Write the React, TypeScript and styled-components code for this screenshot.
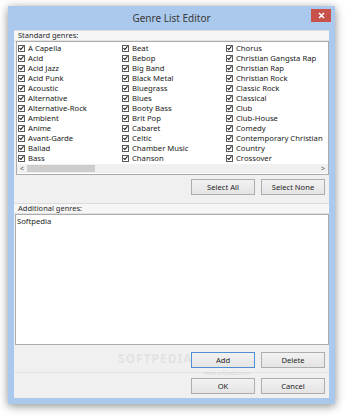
import styled, { createGlobalStyle } from "styled-components";

const GlobalStyle = createGlobalStyle`
  html, body {
    margin: 0;
    padding: 0;
    background: #ffffff;
  }
  body {
    font-family: "Noto Sans", "Open Sans", sans-serif;
    color: #1e1e1e;
  }
`;

const Page = styled.div`
  width: 350px;
  height: 418px;
  padding: 6px 0 0 8px;
  box-sizing: border-box;
`;

const Window = styled.div`
  width: 327px;
  height: 398px;
  background: #abc9ec;
  box-shadow: 0 2px 9px rgba(0, 0, 0, 0.45);
  padding: 0 6px 6px 6px;
  box-sizing: border-box;
  display: flex;
  flex-direction: column;
`;

const TitleBar = styled.div`
  position: relative;
  height: 24px;
  display: flex;
  align-items: center;
  justify-content: center;
  font-size: 10px;
  color: #3a3a3a;
`;

const CloseButton = styled.div`
  position: absolute;
  right: -2px;
  top: 3px;
  width: 20px;
  height: 13px;
  background: #c9514c;
  display: flex;
  align-items: center;
  justify-content: center;
`;

const Client = styled.div`
  flex: 1;
  background: #f0f0f0;
  display: flex;
  flex-direction: column;
  position: relative;
`;

const GroupHeader = styled.div<{ $top?: number }>`
  height: 9px;
  margin-top: ${(p) => p.$top ?? 0}px;
  padding-left: 4px;
  font-size: 7.5px;
  line-height: 9px;
  color: #2a2a2a;
  background: #f6f6f6;
  border-top: 1px solid #dcdcdc;
  border-bottom: 1px solid #e2e2e2;
`;

const ListBox = styled.div`
  margin: 0 0 0 2px;
  height: 134px;
  background: #ffffff;
  border: 1px solid #acacac;
  box-sizing: border-box;
  display: flex;
  flex-direction: column;
  overflow: hidden;
`;

const Columns = styled.div`
  flex: 1;
  display: grid;
  grid-template-columns: 104px 104px 104px;
  grid-template-rows: repeat(12, 10px);
  grid-auto-flow: column;
  padding: 1px 0 0 1px;
`;

const Item = styled.div`
  display: flex;
  align-items: center;
  gap: 3px;
  font-size: 7.7px;
  white-space: nowrap;
  color: #1a1a1a;
`;

const Check = styled.span`
  width: 7px;
  height: 7px;
  border: 1px solid #5a5a5a;
  background: #fff;
  box-sizing: border-box;
  display: flex;
  align-items: center;
  justify-content: center;
  flex-shrink: 0;
`;

const HScroll = styled.div`
  height: 9px;
  margin: 0 0 1px 0;
  display: flex;
  align-items: center;
  background: #f0f0f0;
  font-size: 7px;
  color: #606060;
`;

const Arrow = styled.span`
  width: 10px;
  text-align: center;
  line-height: 9px;
`;

const Track = styled.div`
  flex: 1;
  height: 7px;
  display: flex;
`;

const Thumb = styled.div`
  width: 68px;
  height: 7px;
  background: #cdcdcd;
`;

const ButtonRow = styled.div<{ $top: number }>`
  display: flex;
  justify-content: flex-end;
  gap: 6px;
  padding-right: 4px;
  margin-top: ${(p) => p.$top}px;
`;

const Button = styled.div<{ $focus?: boolean }>`
  width: 64px;
  height: 16px;
  box-sizing: border-box;
  border: 1px solid ${(p) => (p.$focus ? "#4d8fd0" : "#adadad")};
  background: linear-gradient(#f2f2f2, #e4e4e4);
  display: flex;
  align-items: center;
  justify-content: center;
  font-size: 7.6px;
  color: #1e1e1e;
`;

const TextArea = styled.div`
  margin: 0 0 0 1px;
  height: 131px;
  background: #ffffff;
  border: 1px solid #acacac;
  box-sizing: border-box;
  font-size: 7.7px;
  line-height: 12px;
  padding: 0 1px;
`;

const Separator = styled.div`
  height: 1px;
  background: #e3e3e3;
  margin-top: 4px;
`;

const Watermark = styled.div`
  position: absolute;
  left: 104px;
  top: 320px;
  font-size: 12px;
  font-weight: 700;
  letter-spacing: 1px;
  color: rgba(200, 200, 200, 0.35);
  pointer-events: none;
`;

const WatermarkUrl = styled.div`
  position: absolute;
  left: 190px;
  top: 340px;
  font-size: 5px;
  line-height: 6px;
  color: rgba(190, 190, 190, 0.5);
  pointer-events: none;
`;

const genres = [
  "A Capella", "Acid", "Acid Jazz", "Acid Punk", "Acoustic", "Alternative",
  "Alternative-Rock", "Ambient", "Anime", "Avant-Garde", "Ballad", "Bass",
  "Beat", "Bebop", "Big Band", "Black Metal", "Bluegrass", "Blues",
  "Booty Bass", "Brit Pop", "Cabaret", "Celtic", "Chamber Music", "Chanson",
  "Chorus", "Christian Gangsta Rap", "Christian Rap", "Christian Rock", "Classic Rock", "Classical",
  "Club", "Club-House", "Comedy", "Contemporary Christian", "Country", "Crossover",
];

function CheckMark() {
  return (
    <svg width="6" height="6" viewBox="0 0 6 6">
      <path d="M0.6 3.1 L2.3 4.8 L5.4 0.9" fill="none" stroke="#111" strokeWidth="1.3" />
    </svg>
  );
}

export default function App() {
  return (
    <Page>
      <GlobalStyle />
      <Window>
        <TitleBar>
          Genre List Editor
          <CloseButton>
            <svg width="7" height="7" viewBox="0 0 7 7">
              <path d="M1 1 L6 6 M6 1 L1 6" stroke="#fff" strokeWidth="1.5" />
            </svg>
          </CloseButton>
        </TitleBar>
        <Client>
          <GroupHeader>Standard genres:</GroupHeader>
          <ListBox>
            <Columns>
              {genres.map((g) => (
                <Item key={g}>
                  <Check>
                    <CheckMark />
                  </Check>
                  {g}
                </Item>
              ))}
            </Columns>
            <HScroll>
              <Arrow>&lt;</Arrow>
              <Track>
                <Thumb />
              </Track>
              <Arrow>&gt;</Arrow>
            </HScroll>
          </ListBox>
          <ButtonRow $top={4}>
            <Button>Select All</Button>
            <Button>Select None</Button>
          </ButtonRow>
          <GroupHeader $top={8}>Additional genres:</GroupHeader>
          <TextArea>Softpedia</TextArea>
          <ButtonRow $top={7}>
            <Button $focus>Add</Button>
            <Button>Delete</Button>
          </ButtonRow>
          <Separator />
          <ButtonRow $top={5}>
            <Button>OK</Button>
            <Button>Cancel</Button>
          </ButtonRow>
          <Watermark>SOFTPEDIA</Watermark>
          <WatermarkUrl>www.softpedia.com</WatermarkUrl>
        </Client>
      </Window>
    </Page>
  );
}
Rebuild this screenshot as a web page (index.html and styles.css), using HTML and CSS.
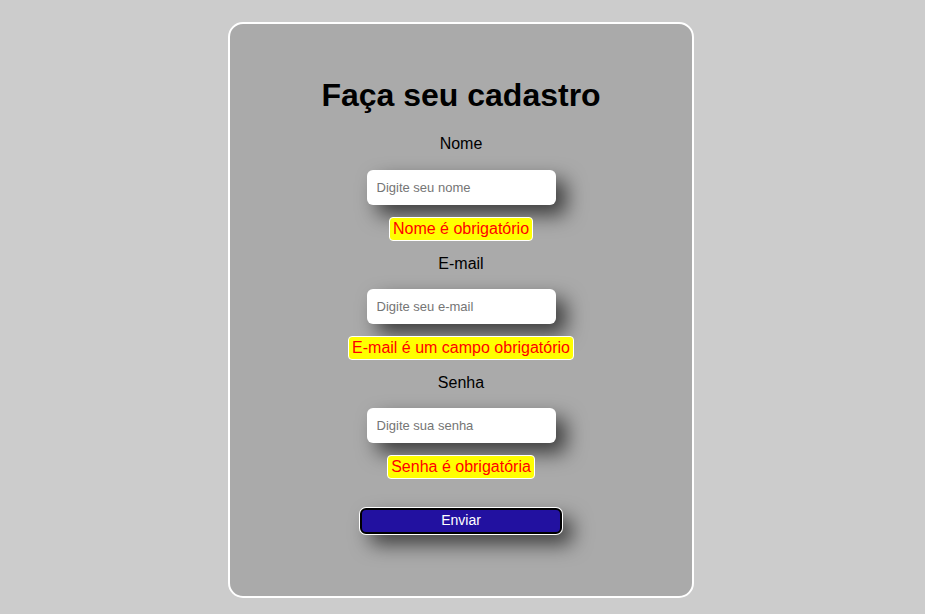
FILE: index.html
```html
<!DOCTYPE html>
<html lang="pt-BR">
<head>
<meta charset="utf-8">
<title>Cadastro</title>
<link rel="stylesheet" href="styles.css">
</head>
<body>
<main class="card">
  <h1 class="title">Faça seu cadastro</h1>
  <form class="form">
    <label class="label" for="nome">Nome</label>
    <input class="field" id="nome" type="text" placeholder="Digite seu nome">
    <span class="error">Nome é obrigatório</span>

    <label class="label" for="email">E-mail</label>
    <input class="field" id="email" type="email" placeholder="Digite seu e-mail">
    <span class="error">E-mail é um campo obrigatório</span>

    <label class="label" for="senha">Senha</label>
    <input class="field" id="senha" type="password" placeholder="Digite sua senha">
    <span class="error">Senha é obrigatória</span>

    <button class="submit" type="button">Enviar</button>
  </form>
</main>
</body>
</html>
```
FILE: styles.css
```css
* { box-sizing: border-box; }
html, body { margin: 0; padding: 0; }
body {
  background: #cccccc;
  font-family: "Liberation Sans", Arial, sans-serif;
  height: 614px;
  overflow: hidden;
}
.card {
  width: 466px;
  height: 576px;
  margin: 22px 0 0 228px;
  background: #aaaaaa;
  border: 2px solid #ffffff;
  border-radius: 15px;
  display: flex;
  flex-direction: column;
  align-items: center;
  padding-top: 53px;
}
.title {
  margin: 0;
  font-size: 32px;
  font-weight: bold;
  color: #000;
  line-height: 37px;
}
.form {
  display: flex;
  flex-direction: column;
  align-items: center;
  margin-top: 21px;
}
.label {
  font-size: 16px;
  line-height: 18px;
  color: #000;
  margin-top: 14px;
}
.label:first-child { margin-top: 0; }
.field {
  margin-top: 16px;
  width: 189px;
  height: 35px;
  border: none;
  border-radius: 6px;
  background: #fff;
  padding: 0 10px;
  font-family: "Liberation Sans", Arial, sans-serif;
  font-size: 13px;
  box-shadow: 10px 10px 20px rgba(0, 0, 0, 0.65);
  outline: none;
}
.label:first-child + .field { margin-top: 17px; }
.field::placeholder { color: #757575; }
.error {
  margin-top: 12px;
  background: #ffff00;
  color: #ff0000;
  border: 1px solid #ffffff;
  border-radius: 4px;
  padding: 2px 3px;
  font-size: 16px;
  line-height: 18px;
}
.submit {
  margin-top: 29px;
  width: 202px;
  height: 26px;
  background: #2211a0;
  color: #ffffff;
  font-family: "Liberation Sans", Arial, sans-serif;
  font-weight: normal;
  font-size: 14px;
  line-height: 16px;
  border: 2px solid #000;
  border-radius: 6px;
  box-shadow: 0 0 0 1px #ffffff, 10px 10px 20px rgba(0, 0, 0, 0.65);
  padding: 0 0 2px;
}
```
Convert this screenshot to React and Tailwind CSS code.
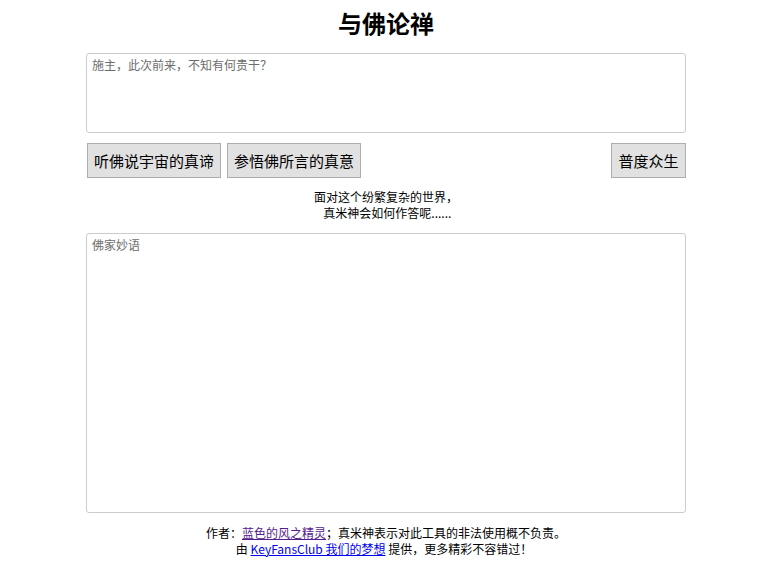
import React from "react";

export default function App() {
  const font = { fontFamily: '"Noto Sans CJK SC", "Liberation Sans", sans-serif' };
  return (
    <div className="min-h-[586px] bg-white pl-[12px] text-black" style={font}>
      <div className="mx-auto flex w-[600px] flex-col">
        <h1 className="pt-[7px] text-center text-[24px] font-bold leading-[32px]">与佛论禅</h1>
        <textarea
          className="mt-[14px] h-[80px] w-[600px] resize-none rounded-[3px] border border-[#cccccc] px-[5px] py-[3px] text-[12px] leading-[16px] placeholder:text-[#6d6d6d] outline-none"
          placeholder="施主，此次前来，不知有何贵干？"
        />
        <div className="mt-[10px] flex items-center">
          <button className="ml-[1px] h-[35px] w-[134px] border border-[#adadad] bg-[#e1e1e1] text-[15px] leading-[20px]">听佛说宇宙的真谛</button>
          <button className="ml-[6px] h-[35px] w-[134px] border border-[#adadad] bg-[#e1e1e1] text-[15px] leading-[20px]">参悟佛所言的真意</button>
          <button className="ml-auto h-[35px] w-[75px] border border-[#adadad] bg-[#e1e1e1] text-[15px] leading-[20px]">普度众生</button>
        </div>
        <div className="mt-[11px] text-center text-[12px] leading-[16px]">
          <div>面对这个纷繁复杂的世界，</div>
          <div>&nbsp;真米神会如何作答呢......</div>
        </div>
        <textarea
          className="mt-[12px] h-[280px] w-[600px] resize-none rounded-[3px] border border-[#cccccc] px-[5px] py-[3px] text-[12px] leading-[16px] placeholder:text-[#6d6d6d] outline-none"
          placeholder="佛家妙语"
        />
        <div className="mt-[12px] text-center text-[12px] leading-[16px]">
          <div>
            作者：<a href="#" className="text-[#551a8b] underline">蓝色的风之精灵</a>；真米神表示对此工具的非法使用概不负责。
          </div>
          <div className="-ml-[4px]">
            由 <a href="#" className="text-[#0000ee] underline">KeyFansClub 我们的梦想</a> 提供，更多精彩不容错过！
          </div>
        </div>
      </div>
    </div>
  );
}
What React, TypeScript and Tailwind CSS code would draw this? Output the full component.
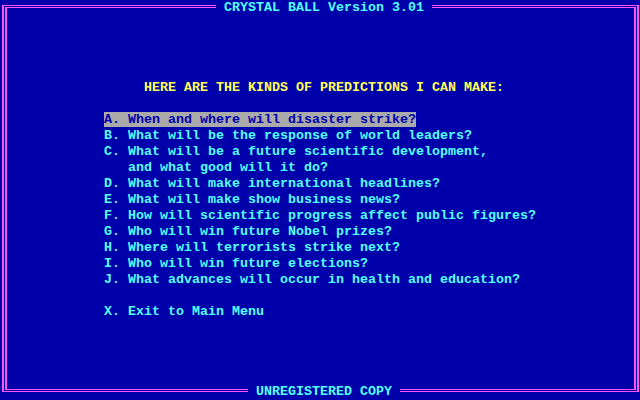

=====

Reproduce only the lines running from the one that has "Convert this screenshot" through the one that has "import React from", ends included. Any pictures in that stretch should not be copied.

Convert this screenshot to React and Tailwind CSS code.
import React from "react";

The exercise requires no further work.